# [RECORDS TO PROCESS]
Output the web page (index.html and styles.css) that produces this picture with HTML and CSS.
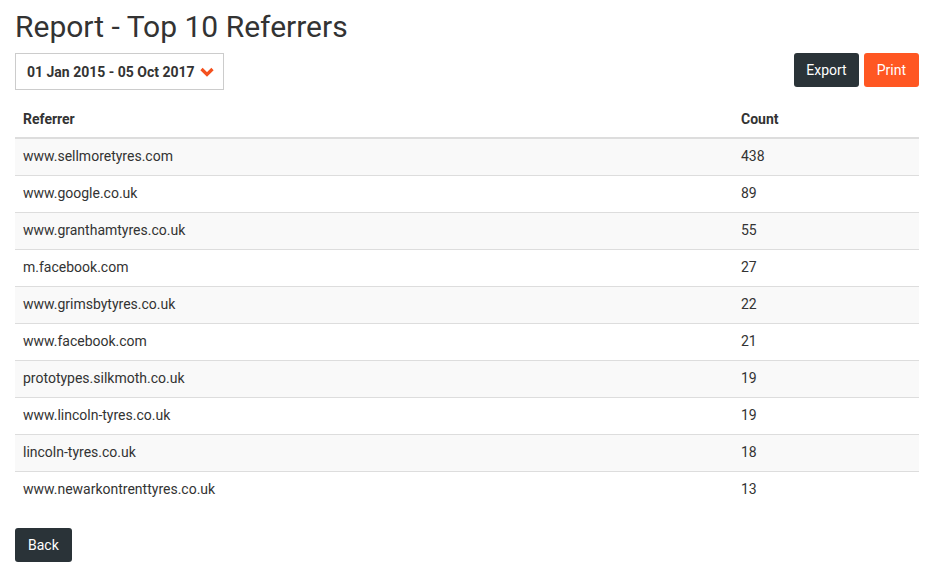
FILE: index.html
```html
<!DOCTYPE html>
<html>
<head>
<meta charset="utf-8">
<link rel="stylesheet" href="styles.css">
</head>
<body>
<div class="page">
  <h1 class="title">Report - Top 10 Referrers</h1>
  <div class="toolbar">
    <div class="daterange">
      <span>01 Jan 2015 - 05 Oct 2017</span>
      <svg class="chev" width="14" height="10" viewBox="0 0 14 10"><path d="M1.5 2 L7 7.5 L12.5 2" fill="none" stroke="#f4511e" stroke-width="3.2" stroke-linecap="butt" stroke-linejoin="miter"/></svg>
    </div>
    <div class="actions">
      <button class="btn btn-dark btn-export">Export</button>
      <button class="btn btn-orange">Print</button>
    </div>
  </div>
  <table class="report">
    <thead>
      <tr><th>Referrer</th><th class="count">Count</th></tr>
    </thead>
    <tbody>
      <tr><td>www.sellmoretyres.com</td><td>438</td></tr>
      <tr><td>www.google.co.uk</td><td>89</td></tr>
      <tr><td>www.granthamtyres.co.uk</td><td>55</td></tr>
      <tr><td>m.facebook.com</td><td>27</td></tr>
      <tr><td>www.grimsbytyres.co.uk</td><td>22</td></tr>
      <tr><td>www.facebook.com</td><td>21</td></tr>
      <tr><td>prototypes.silkmoth.co.uk</td><td>19</td></tr>
      <tr><td>www.lincoln-tyres.co.uk</td><td>19</td></tr>
      <tr><td>lincoln-tyres.co.uk</td><td>18</td></tr>
      <tr><td>www.newarkontrenttyres.co.uk</td><td>13</td></tr>
    </tbody>
  </table>
  <div class="footer">
    <button class="btn btn-dark">Back</button>
  </div>
</div>
</body>
</html>
```

FILE: styles.css
```css
* { box-sizing: border-box; }
html, body { margin: 0; padding: 0; background: #fff; }
body { font-family: Roboto, "Liberation Sans", sans-serif; font-size: 14px; color: #333; }
.page { padding: 0 11px 0 15px; }
.title { font-size: 30px; font-weight: 400; margin: 0; padding-top: 9px; line-height: 36px; height: 53px; color: #333; }
.toolbar { display: flex; justify-content: space-between; align-items: flex-start; height: 48px; }
.daterange { width: 209px; height: 37px; border: 1px solid #ccc; display: flex; align-items: center; padding-left: 11px; font-weight: 700; color: #333; gap: 5px; }
.chev { margin-top: 1px; }
.actions { display: flex; gap: 5px; }
.btn { font-family: Roboto, "Liberation Sans", sans-serif; font-size: 14px; color: #fff; border: none; border-radius: 3px; height: 34px; padding: 0 13px; cursor: pointer; }
.btn-export { padding: 0 12px; }
.btn-dark { background: #2a3338; }
.btn-orange { background: #ff5722; }
.report { width: 100%; border-collapse: collapse; }
.report th { text-align: left; font-weight: 700; height: 37px; padding: 0 8px 1px; border-bottom: 2px solid #ddd; vertical-align: middle; }
.report th.count { width: 186px; }
.report td { height: 37px; padding: 0 8px 1px; border-top: 1px solid #ddd; vertical-align: middle; }
.report tbody tr:first-child td { border-top: none; }
.report tbody tr:nth-child(odd) td { background: #f9f9f9; }
.footer { padding-top: 20px; }
```
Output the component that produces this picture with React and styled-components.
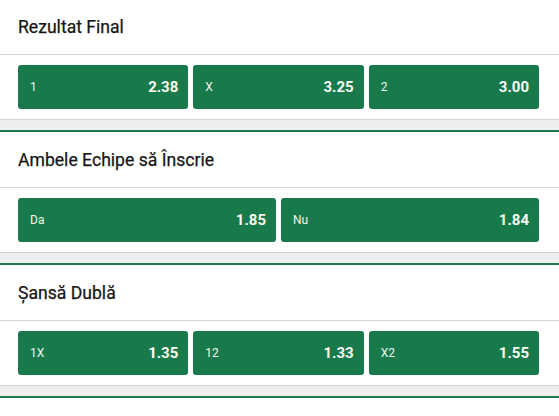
import React from 'react';
import styled, { createGlobalStyle } from 'styled-components';

const GlobalStyle = createGlobalStyle`
  body {
    margin: 0;
    background: #ffffff;
    font-family: Roboto, 'Liberation Sans', sans-serif;
    overflow: hidden;
  }
`;

const Page = styled.div`
  display: flex;
  flex-direction: column;
  margin-top: -3px; /* list is scrolled a little */
  border-bottom: 2px solid #1d7a4b;
`;

const Market = styled.section`
  display: flex;
  flex-direction: column;
  border-top: 2px solid #1d7a4b;
  background: #eeeeee;
  padding-bottom: 10px;
`;

const Header = styled.div`
  display: flex;
  align-items: center;
  height: 55px;
  padding: 0 18px;
  background: #ffffff;
  border-bottom: 1px solid #d3d3d3;
  font-size: 17.6px;
  font-weight: 400;
  color: #161616;
  -webkit-text-stroke: 0.25px #161616;
`;

const Outcomes = styled.div`
  display: grid;
  grid-template-columns: repeat(${p => p.$cols}, 1fr);
  gap: 5px;
  padding: 10px 20px 10px 18px;
  background: #ffffff;
  border-bottom: 1px solid #d3d3d3;
`;

const OddButton = styled.button`
  display: flex;
  align-items: center;
  justify-content: space-between;
  height: 44px;
  padding: 0 10px 0 12px;
  border: none;
  border-radius: 3px;
  background: #187a4a;
  color: #ffffff;
  font-family: inherit;
  cursor: pointer;
`;

const Label = styled.span`
  font-size: 12px;
  font-weight: 400;
  color: #f1f6f3;
`;

const Price = styled.span`
  font-size: 15px;
  font-weight: 700;
  color: #fbfbf3;
`;

const markets = [
  {
    title: 'Rezultat Final',
    odds: [['1', '2.38'], ['X', '3.25'], ['2', '3.00']],
  },
  {
    title: 'Ambele Echipe să Înscrie',
    odds: [['Da', '1.85'], ['Nu', '1.84']],
  },
  {
    title: 'Șansă Dublă',
    odds: [['1X', '1.35'], ['12', '1.33'], ['X2', '1.55']],
  },
];

export default function App() {
  return (
    <>
      <GlobalStyle />
      <Page>
        {markets.map(m => (
          <Market key={m.title}>
            <Header>{m.title}</Header>
            <Outcomes $cols={m.odds.length}>
              {m.odds.map(([label, price]) => (
                <OddButton key={label}>
                  <Label>{label}</Label>
                  <Price>{price}</Price>
                </OddButton>
              ))}
            </Outcomes>
          </Market>
        ))}
      </Page>
    </>
  );
}
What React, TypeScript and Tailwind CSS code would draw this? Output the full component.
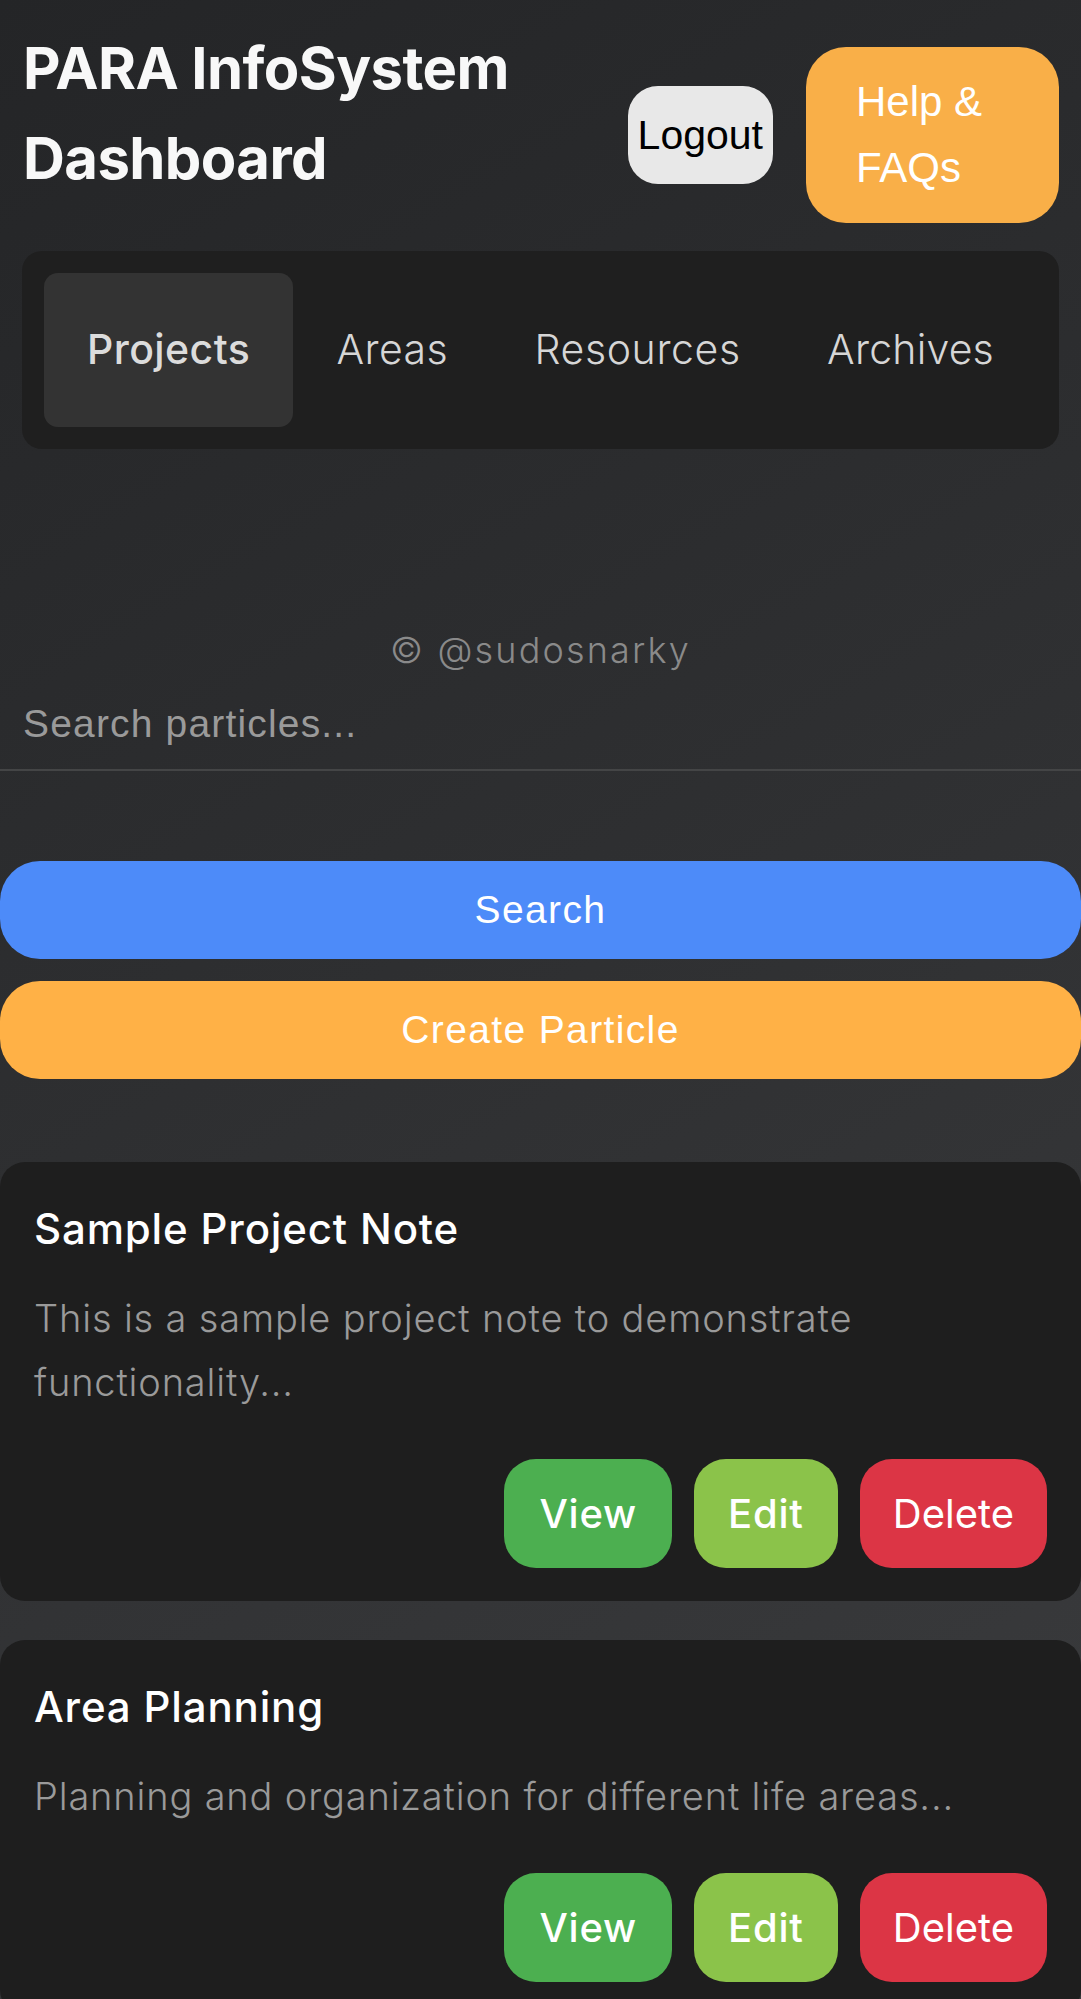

# [OBJECTIVE]
Reproduce each line word for word and drop the pictures.

# [RESPONSE FOR THIS EXERCISE]
Output the web page (index.html and styles.css) that produces this picture with HTML and CSS.
FILE: index.html
```html
<!DOCTYPE html>
<html>
<head>
<meta charset="utf-8">
<link rel="stylesheet" href="styles.css">
</head>
<body>
<div class="page">
  <h1 class="title">Report - Top 10 Referrers</h1>
  <div class="toolbar">
    <div class="daterange">
      <span>01 Jan 2015 - 05 Oct 2017</span>
      <svg class="chev" width="14" height="10" viewBox="0 0 14 10"><path d="M1.5 2 L7 7.5 L12.5 2" fill="none" stroke="#f4511e" stroke-width="3.2" stroke-linecap="butt" stroke-linejoin="miter"/></svg>
    </div>
    <div class="actions">
      <button class="btn btn-dark btn-export">Export</button>
      <button class="btn btn-orange">Print</button>
    </div>
  </div>
  <table class="report">
    <thead>
      <tr><th>Referrer</th><th class="count">Count</th></tr>
    </thead>
    <tbody>
      <tr><td>www.sellmoretyres.com</td><td>438</td></tr>
      <tr><td>www.google.co.uk</td><td>89</td></tr>
      <tr><td>www.granthamtyres.co.uk</td><td>55</td></tr>
      <tr><td>m.facebook.com</td><td>27</td></tr>
      <tr><td>www.grimsbytyres.co.uk</td><td>22</td></tr>
      <tr><td>www.facebook.com</td><td>21</td></tr>
      <tr><td>prototypes.silkmoth.co.uk</td><td>19</td></tr>
      <tr><td>www.lincoln-tyres.co.uk</td><td>19</td></tr>
      <tr><td>lincoln-tyres.co.uk</td><td>18</td></tr>
      <tr><td>www.newarkontrenttyres.co.uk</td><td>13</td></tr>
    </tbody>
  </table>
  <div class="footer">
    <button class="btn btn-dark">Back</button>
  </div>
</div>
</body>
</html>
```

FILE: styles.css
```css
* { box-sizing: border-box; }
html, body { margin: 0; padding: 0; background: #fff; }
body { font-family: Roboto, "Liberation Sans", sans-serif; font-size: 14px; color: #333; }
.page { padding: 0 11px 0 15px; }
.title { font-size: 30px; font-weight: 400; margin: 0; padding-top: 9px; line-height: 36px; height: 53px; color: #333; }
.toolbar { display: flex; justify-content: space-between; align-items: flex-start; height: 48px; }
.daterange { width: 209px; height: 37px; border: 1px solid #ccc; display: flex; align-items: center; padding-left: 11px; font-weight: 700; color: #333; gap: 5px; }
.chev { margin-top: 1px; }
.actions { display: flex; gap: 5px; }
.btn { font-family: Roboto, "Liberation Sans", sans-serif; font-size: 14px; color: #fff; border: none; border-radius: 3px; height: 34px; padding: 0 13px; cursor: pointer; }
.btn-export { padding: 0 12px; }
.btn-dark { background: #2a3338; }
.btn-orange { background: #ff5722; }
.report { width: 100%; border-collapse: collapse; }
.report th { text-align: left; font-weight: 700; height: 37px; padding: 0 8px 1px; border-bottom: 2px solid #ddd; vertical-align: middle; }
.report th.count { width: 186px; }
.report td { height: 37px; padding: 0 8px 1px; border-top: 1px solid #ddd; vertical-align: middle; }
.report tbody tr:first-child td { border-top: none; }
.report tbody tr:nth-child(odd) td { background: #f9f9f9; }
.footer { padding-top: 20px; }
```
Output the component that produces this picture with React and styled-components.
import React from 'react';
import styled, { createGlobalStyle } from 'styled-components';

const GlobalStyle = createGlobalStyle`
  body {
    margin: 0;
    background: #ffffff;
    font-family: Roboto, 'Liberation Sans', sans-serif;
    overflow: hidden;
  }
`;

const Page = styled.div`
  display: flex;
  flex-direction: column;
  margin-top: -3px; /* list is scrolled a little */
  border-bottom: 2px solid #1d7a4b;
`;

const Market = styled.section`
  display: flex;
  flex-direction: column;
  border-top: 2px solid #1d7a4b;
  background: #eeeeee;
  padding-bottom: 10px;
`;

const Header = styled.div`
  display: flex;
  align-items: center;
  height: 55px;
  padding: 0 18px;
  background: #ffffff;
  border-bottom: 1px solid #d3d3d3;
  font-size: 17.6px;
  font-weight: 400;
  color: #161616;
  -webkit-text-stroke: 0.25px #161616;
`;

const Outcomes = styled.div`
  display: grid;
  grid-template-columns: repeat(${p => p.$cols}, 1fr);
  gap: 5px;
  padding: 10px 20px 10px 18px;
  background: #ffffff;
  border-bottom: 1px solid #d3d3d3;
`;

const OddButton = styled.button`
  display: flex;
  align-items: center;
  justify-content: space-between;
  height: 44px;
  padding: 0 10px 0 12px;
  border: none;
  border-radius: 3px;
  background: #187a4a;
  color: #ffffff;
  font-family: inherit;
  cursor: pointer;
`;

const Label = styled.span`
  font-size: 12px;
  font-weight: 400;
  color: #f1f6f3;
`;

const Price = styled.span`
  font-size: 15px;
  font-weight: 700;
  color: #fbfbf3;
`;

const markets = [
  {
    title: 'Rezultat Final',
    odds: [['1', '2.38'], ['X', '3.25'], ['2', '3.00']],
  },
  {
    title: 'Ambele Echipe să Înscrie',
    odds: [['Da', '1.85'], ['Nu', '1.84']],
  },
  {
    title: 'Șansă Dublă',
    odds: [['1X', '1.35'], ['12', '1.33'], ['X2', '1.55']],
  },
];

export default function App() {
  return (
    <>
      <GlobalStyle />
      <Page>
        {markets.map(m => (
          <Market key={m.title}>
            <Header>{m.title}</Header>
            <Outcomes $cols={m.odds.length}>
              {m.odds.map(([label, price]) => (
                <OddButton key={label}>
                  <Label>{label}</Label>
                  <Price>{price}</Price>
                </OddButton>
              ))}
            </Outcomes>
          </Market>
        ))}
      </Page>
    </>
  );
}
What React, TypeScript and Tailwind CSS code would draw this? Output the full component.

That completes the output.